STATED GOAL> Tell how many lines in the data below include the word "styles". The answer is the number only.

DATA LINES>

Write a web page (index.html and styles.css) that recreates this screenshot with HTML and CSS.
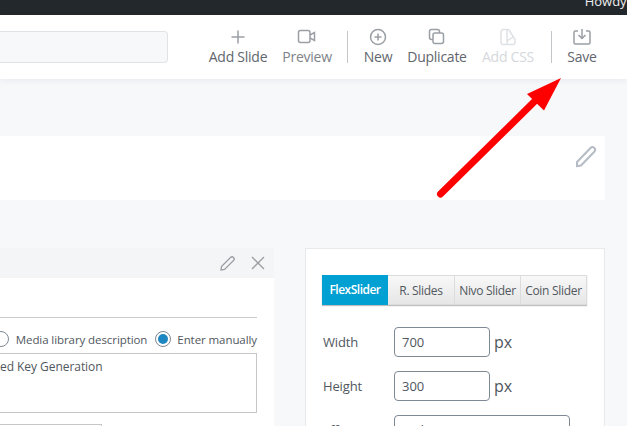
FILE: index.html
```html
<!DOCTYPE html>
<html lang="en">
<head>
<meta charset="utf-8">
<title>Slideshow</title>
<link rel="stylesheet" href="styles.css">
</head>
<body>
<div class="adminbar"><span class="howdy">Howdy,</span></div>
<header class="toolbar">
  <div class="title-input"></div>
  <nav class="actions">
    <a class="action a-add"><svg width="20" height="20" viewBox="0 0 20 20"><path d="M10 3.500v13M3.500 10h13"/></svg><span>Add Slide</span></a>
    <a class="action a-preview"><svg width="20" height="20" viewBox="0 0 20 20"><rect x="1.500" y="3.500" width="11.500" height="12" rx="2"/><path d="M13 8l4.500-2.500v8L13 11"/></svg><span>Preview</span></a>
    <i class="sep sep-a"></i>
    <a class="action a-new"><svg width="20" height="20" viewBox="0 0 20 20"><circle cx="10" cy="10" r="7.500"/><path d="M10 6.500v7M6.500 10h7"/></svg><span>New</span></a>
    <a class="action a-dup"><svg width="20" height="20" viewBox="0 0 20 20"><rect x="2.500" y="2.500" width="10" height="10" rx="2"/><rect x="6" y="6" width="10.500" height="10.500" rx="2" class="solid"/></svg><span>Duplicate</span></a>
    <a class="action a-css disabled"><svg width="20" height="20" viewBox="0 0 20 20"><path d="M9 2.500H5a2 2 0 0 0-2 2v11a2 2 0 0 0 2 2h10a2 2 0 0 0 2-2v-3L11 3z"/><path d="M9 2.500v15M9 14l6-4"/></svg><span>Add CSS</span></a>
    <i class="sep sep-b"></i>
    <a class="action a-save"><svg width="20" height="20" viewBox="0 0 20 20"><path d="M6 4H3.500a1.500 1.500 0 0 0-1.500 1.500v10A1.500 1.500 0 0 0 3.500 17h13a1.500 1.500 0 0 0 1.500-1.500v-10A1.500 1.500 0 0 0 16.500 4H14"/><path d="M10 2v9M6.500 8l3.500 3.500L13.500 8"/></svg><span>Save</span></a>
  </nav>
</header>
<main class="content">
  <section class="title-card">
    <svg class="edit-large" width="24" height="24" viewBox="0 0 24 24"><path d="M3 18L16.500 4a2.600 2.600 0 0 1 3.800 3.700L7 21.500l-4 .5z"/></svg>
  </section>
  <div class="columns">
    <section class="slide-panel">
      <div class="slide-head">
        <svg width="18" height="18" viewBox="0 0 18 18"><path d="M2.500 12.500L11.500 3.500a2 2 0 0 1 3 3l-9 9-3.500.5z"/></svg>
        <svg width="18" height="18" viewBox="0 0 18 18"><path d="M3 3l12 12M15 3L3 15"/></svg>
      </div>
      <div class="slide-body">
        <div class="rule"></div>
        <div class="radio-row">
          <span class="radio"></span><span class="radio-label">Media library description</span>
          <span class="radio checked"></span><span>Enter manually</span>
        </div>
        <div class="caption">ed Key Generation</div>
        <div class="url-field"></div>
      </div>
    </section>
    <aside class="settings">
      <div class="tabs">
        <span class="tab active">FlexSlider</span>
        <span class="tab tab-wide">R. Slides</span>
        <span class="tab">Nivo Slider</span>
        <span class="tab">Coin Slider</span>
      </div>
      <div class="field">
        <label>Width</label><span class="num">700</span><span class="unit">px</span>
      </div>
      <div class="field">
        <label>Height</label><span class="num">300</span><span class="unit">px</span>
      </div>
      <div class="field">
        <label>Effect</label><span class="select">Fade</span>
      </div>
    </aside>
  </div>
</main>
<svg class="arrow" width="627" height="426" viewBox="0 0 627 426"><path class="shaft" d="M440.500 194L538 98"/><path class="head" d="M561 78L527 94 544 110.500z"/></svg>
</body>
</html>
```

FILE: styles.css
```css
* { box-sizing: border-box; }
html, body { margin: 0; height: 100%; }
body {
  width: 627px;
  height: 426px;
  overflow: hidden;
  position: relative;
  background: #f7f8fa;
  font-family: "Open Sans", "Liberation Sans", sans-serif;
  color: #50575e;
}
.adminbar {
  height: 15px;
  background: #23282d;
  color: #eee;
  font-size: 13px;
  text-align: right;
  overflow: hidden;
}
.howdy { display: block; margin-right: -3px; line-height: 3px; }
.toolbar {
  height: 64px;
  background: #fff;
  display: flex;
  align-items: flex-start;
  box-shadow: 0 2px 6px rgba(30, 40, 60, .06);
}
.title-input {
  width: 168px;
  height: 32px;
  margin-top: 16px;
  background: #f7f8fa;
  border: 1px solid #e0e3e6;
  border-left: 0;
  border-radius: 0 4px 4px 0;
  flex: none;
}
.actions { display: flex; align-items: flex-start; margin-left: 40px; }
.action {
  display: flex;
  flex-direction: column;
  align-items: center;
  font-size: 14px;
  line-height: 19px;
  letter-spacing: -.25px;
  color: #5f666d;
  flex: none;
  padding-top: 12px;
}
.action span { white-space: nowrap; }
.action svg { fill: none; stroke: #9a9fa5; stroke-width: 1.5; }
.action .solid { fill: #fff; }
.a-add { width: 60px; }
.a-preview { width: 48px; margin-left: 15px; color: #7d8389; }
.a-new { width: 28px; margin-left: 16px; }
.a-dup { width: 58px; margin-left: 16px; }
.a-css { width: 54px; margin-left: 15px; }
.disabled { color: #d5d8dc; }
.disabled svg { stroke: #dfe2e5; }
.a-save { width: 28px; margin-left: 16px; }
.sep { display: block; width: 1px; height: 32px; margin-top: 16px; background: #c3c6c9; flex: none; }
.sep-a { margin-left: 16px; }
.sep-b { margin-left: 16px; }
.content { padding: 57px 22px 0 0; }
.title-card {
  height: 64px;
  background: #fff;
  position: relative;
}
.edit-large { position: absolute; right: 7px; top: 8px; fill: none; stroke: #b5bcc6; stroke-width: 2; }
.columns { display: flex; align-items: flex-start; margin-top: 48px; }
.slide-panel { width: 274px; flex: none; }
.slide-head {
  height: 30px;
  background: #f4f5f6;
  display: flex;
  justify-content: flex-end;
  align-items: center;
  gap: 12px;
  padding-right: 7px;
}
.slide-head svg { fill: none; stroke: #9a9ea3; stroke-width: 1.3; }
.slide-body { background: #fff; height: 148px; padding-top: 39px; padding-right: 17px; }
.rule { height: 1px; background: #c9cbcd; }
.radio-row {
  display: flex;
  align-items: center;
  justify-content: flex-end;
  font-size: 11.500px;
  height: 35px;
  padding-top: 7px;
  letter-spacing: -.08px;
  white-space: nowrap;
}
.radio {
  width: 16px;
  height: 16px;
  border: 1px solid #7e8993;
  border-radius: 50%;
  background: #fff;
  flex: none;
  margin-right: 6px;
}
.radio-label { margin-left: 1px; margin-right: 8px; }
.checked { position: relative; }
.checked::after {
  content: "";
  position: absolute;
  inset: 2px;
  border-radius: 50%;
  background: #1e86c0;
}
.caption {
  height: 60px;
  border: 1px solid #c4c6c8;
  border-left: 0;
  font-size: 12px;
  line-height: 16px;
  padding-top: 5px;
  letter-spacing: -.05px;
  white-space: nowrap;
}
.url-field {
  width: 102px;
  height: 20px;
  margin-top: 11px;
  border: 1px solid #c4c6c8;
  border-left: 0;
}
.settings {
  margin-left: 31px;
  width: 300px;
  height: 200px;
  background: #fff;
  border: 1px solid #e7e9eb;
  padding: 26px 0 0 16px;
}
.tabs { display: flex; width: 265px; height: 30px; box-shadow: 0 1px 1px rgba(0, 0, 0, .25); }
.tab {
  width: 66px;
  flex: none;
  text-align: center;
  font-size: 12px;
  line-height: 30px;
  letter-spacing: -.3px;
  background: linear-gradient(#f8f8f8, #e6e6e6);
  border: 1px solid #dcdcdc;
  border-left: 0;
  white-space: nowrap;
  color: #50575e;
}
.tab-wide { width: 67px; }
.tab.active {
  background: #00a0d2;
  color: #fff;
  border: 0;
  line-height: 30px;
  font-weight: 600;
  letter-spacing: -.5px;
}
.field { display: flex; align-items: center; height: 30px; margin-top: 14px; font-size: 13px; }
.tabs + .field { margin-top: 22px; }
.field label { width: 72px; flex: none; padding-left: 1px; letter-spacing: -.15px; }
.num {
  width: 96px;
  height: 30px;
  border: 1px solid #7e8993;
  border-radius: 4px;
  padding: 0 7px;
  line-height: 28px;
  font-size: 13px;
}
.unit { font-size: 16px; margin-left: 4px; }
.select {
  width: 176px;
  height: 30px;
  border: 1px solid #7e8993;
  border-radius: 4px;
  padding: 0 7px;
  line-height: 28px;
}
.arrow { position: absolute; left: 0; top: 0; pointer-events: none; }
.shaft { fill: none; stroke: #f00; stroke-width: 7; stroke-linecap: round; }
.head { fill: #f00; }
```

OUTPUT OF THE EXERCISE> 3